Selfie davanti ai monumenti
Milano, 29 aprile 2018 - Non avrai altro selfie all’infuori di me. Oggi l’autoscatto è per molti oggetto di venerazione, al pari di un dio. Eppure, a giudicare dal numero giornaliero di fotografie fatte a se stessi, il peccato più diffuso dev’essere diventato l’apostasia della foto precedente. Il binomio selfie ed opere d’arte è in crescita. Basta fare un giro nelle chiese più conosciute di Milano per rendersi conto che molte persone vi entrano per scattarsi una foto piuttosto che per vivere un’esperienza, magari non mistica, ma almeno estetica.
Una ragazza a Sant’Ambrogio, in un sabato di aprile: «Sono uscita con un’amica e ci scattiamo un po’ di foto da postare su Instagram». L’amica la raggiunge: «Chiara, vengono benissimo se ti metti davanti a quel coso di pietra con le statue, vieni». Si riferisce al pulpito, e la trascina lì. Ma a favore di obiettivo ci sono già altre persone e tocca fare la coda. Nella cripta si trova persino un signore intento a fotografarsi con le reliquie di Sant’Ambrogio: «La devo mandare a mio cugino che vive a Napoli. Si chiama Ambrogio perché mio zio da giovane era venuto a lavorare a Milano. Ci racconta sempre che veniva qui a pregare e Sant’Ambrogio gli aveva fatto trovare un bel lavoro». È surreale, ma un attimo dopo ha inviato la foto su whatsapp. A sua immagine e somiglianza li creò. I divini selfie sono molto più di esatte riproduzioni del proprio volto. Ci sono strati e strati di effetti di “abbellimento” che coprono i brufoli, saturazioni che renderebbero abbronzati persino gli islandesi, ombre che definiscono i muscoli e tanti ritocchi dai nomi strani.

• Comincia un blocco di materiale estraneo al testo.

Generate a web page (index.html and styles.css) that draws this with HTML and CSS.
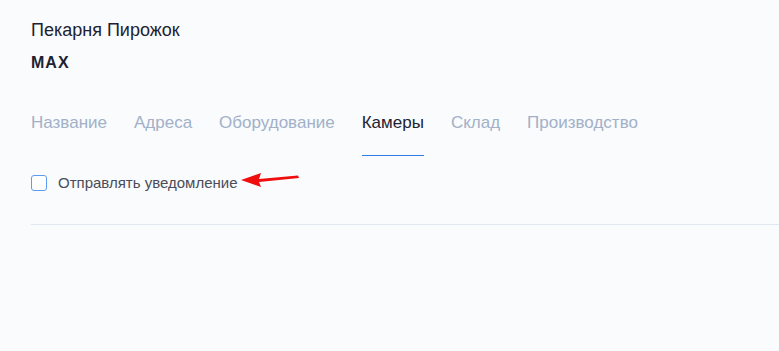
FILE: index.html
```
<!DOCTYPE html>
<html lang="ru">
<head>
    <meta charset="UTF-8">
    <title>Пекарня Пирожок</title>
    <link rel="stylesheet" href="styles.css">
</head>
<body>
<section class="page">
    <h1 class="title">Пекарня Пирожок</h1>
    <h2 class="subtitle">МАХ</h2>
    <nav class="tabs">
        <a href="#">Название</a>
        <a href="#">Адреса</a>
        <a href="#">Оборудование</a>
        <a class="active" href="#">Камеры</a>
        <a href="#">Склад</a>
        <a href="#">Производство</a>
    </nav>
    <div class="option">
        <label>
            <span class="check"></span>
            <span class="text">Отправлять уведомление</span>
        </label>
        <svg class="arrow" width="62" height="18" viewBox="0 0 62 18">
            <path d="M1 9 L21 2 L19 8 L58 4.5 L59 7 L19 11 L21 16 Z" fill="#ef0d0d"/>
        </svg>
    </div>
    <div class="divider"></div>
</section>
</body>
</html>
```

FILE: styles.css
```
*{
    margin: 0;
    padding: 0;
    box-sizing: border-box;
}
body{
    background: #f9fbfd;
    font-family: "Liberation Sans", Arial, sans-serif;
    color: #1e2230;
}
a{text-decoration: none;}

.page{
    padding: 19px 0 0 31px;
}
.title{
    font-size: 18px;
    font-weight: normal;
    line-height: 22px;
}
.subtitle{
    font-size: 16px;
    font-weight: bold;
    letter-spacing: 1px;
    line-height: 20px;
    margin-top: 12px;
}

.tabs{
    display: flex;
    gap: 27px;
    margin-top: 40px;
}
.tabs > a{
    display: block;
    font-size: 17px;
    line-height: 20px;
    color: #a2b0c8;
    padding-bottom: 22px;
    border-bottom: 1px solid transparent;
}
.tabs > a.active{
    color: #1e2230;
    border-bottom-color: #2f7ae6;
}

.option{
    display: flex;
    align-items: center;
    margin-top: 18px;
}
.option > label{
    display: flex;
    align-items: center;
    gap: 11px;
}
.check{
    width: 16px;
    height: 16px;
    border: 1px solid #5d9bf2;
    border-radius: 3px;
    background: #ffffff;
}
.text{
    font-size: 15px;
    color: #4a4c58;
}
.arrow{
    margin-left: 2px;
    margin-top: -6px;
}

.divider{
    margin-top: 33px;
    height: 1px;
    background: #e1e8f3;
}
```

Ma è il rito, minuzioso, prima della sacra ostensione del selfie sui social, e va rispettato: il selfie è perfetto, le persone tendono alla sua perfezione. Nel Duomo di Milano il fenomeno è ben più visibile. In biglietteria raccontano che i visitatori non chiedono più se ci sono riduzioni sul costo dell’entrata, ma se si possono fare fotografie. «Lo faccio per avere più “mi piace”: con le vetrate colorate vengono benissimo le foto», racconta Edoardo, uno dei pochi milanesi in chiesa. «Le foto del Duomo le posso trovare su internet, ma di me al suo interno no», è la spiegazione che dà Maria Hernandez, turista spagnola. «Scusate, sta iniziando la celebrazione»: un addetto della Veneranda Fabbrica del Duomo invita a lasciare la navata centrale. «Ma ho messo il silenzioso», replica una turista romana agitando il telefono. «Non è per il selfie, la messa è riservata solo ai fedeli», risponde il custode. E la signora abbandona il tentativo di fotografarsi con l’abside alle spalle, per andare nella navata destra a farsi un selfie con la Presentazione di Maria al Tempio del Bambaia.
Io sono la luce del mondo. Il selfie e la sua condivisione sono diventati i modi per comunicare agli altri ciò che si sta facendo. Chi segue me, non camminerà nelle tenebre. Senza i propri autoscatti sui social, si vive nel buio: nessuno saprebbe dove siamo e con chi. Il selfie guida, come il pastore, pecore e follower. Fotografare il proprio volto con alle spalle l’opera d’arte è una tendenza che coinvolge ancor più i musei. Su Instagram sono stati utilizzati circa tre milioni di volte gli hashtag relativi al Louvre di Parigi, rendendolo il museo più condiviso al mondo. Nuove esposizioni, come il Museo del gelato negli Stati Uniti, vengono costruite con l’idea portante di renderle instagrammabili.
Molti ricercatori e critici d’arte stanno approfondendo la questione. C’è chi sostiene si tratti di un fenomeno negativo, frutto di un narcisismo ossessivo, che nei casi delle opere d’arte con meno di 70 anni viola il diritto d’autore e che mette in pericolo i manufatti stessi a causa dei bastoncini per i selfie o della disattenzione; è celebre il caso dell’esposizione temporanea «Fabbrica 14» di Los Angeles, dove una visitatrice ha causato 200 mila dollari di danni facendo cadere delle sculture per farsi un selfie. C’è invece chi ritiene questa moda positiva, credendo che Instagram e il selfie facciano parte dell’esperienza estetica personale e che la condivisione esponenziale delle opere doni agli artisti maggiore visibilità. Intanto, nella Pinacoteca di Brera, si è formata già la fila: giovani coppie aspettano per scattarsi un selfie mentre si baciano davanti al Bacio più famoso del mondo, la tela di Hayez.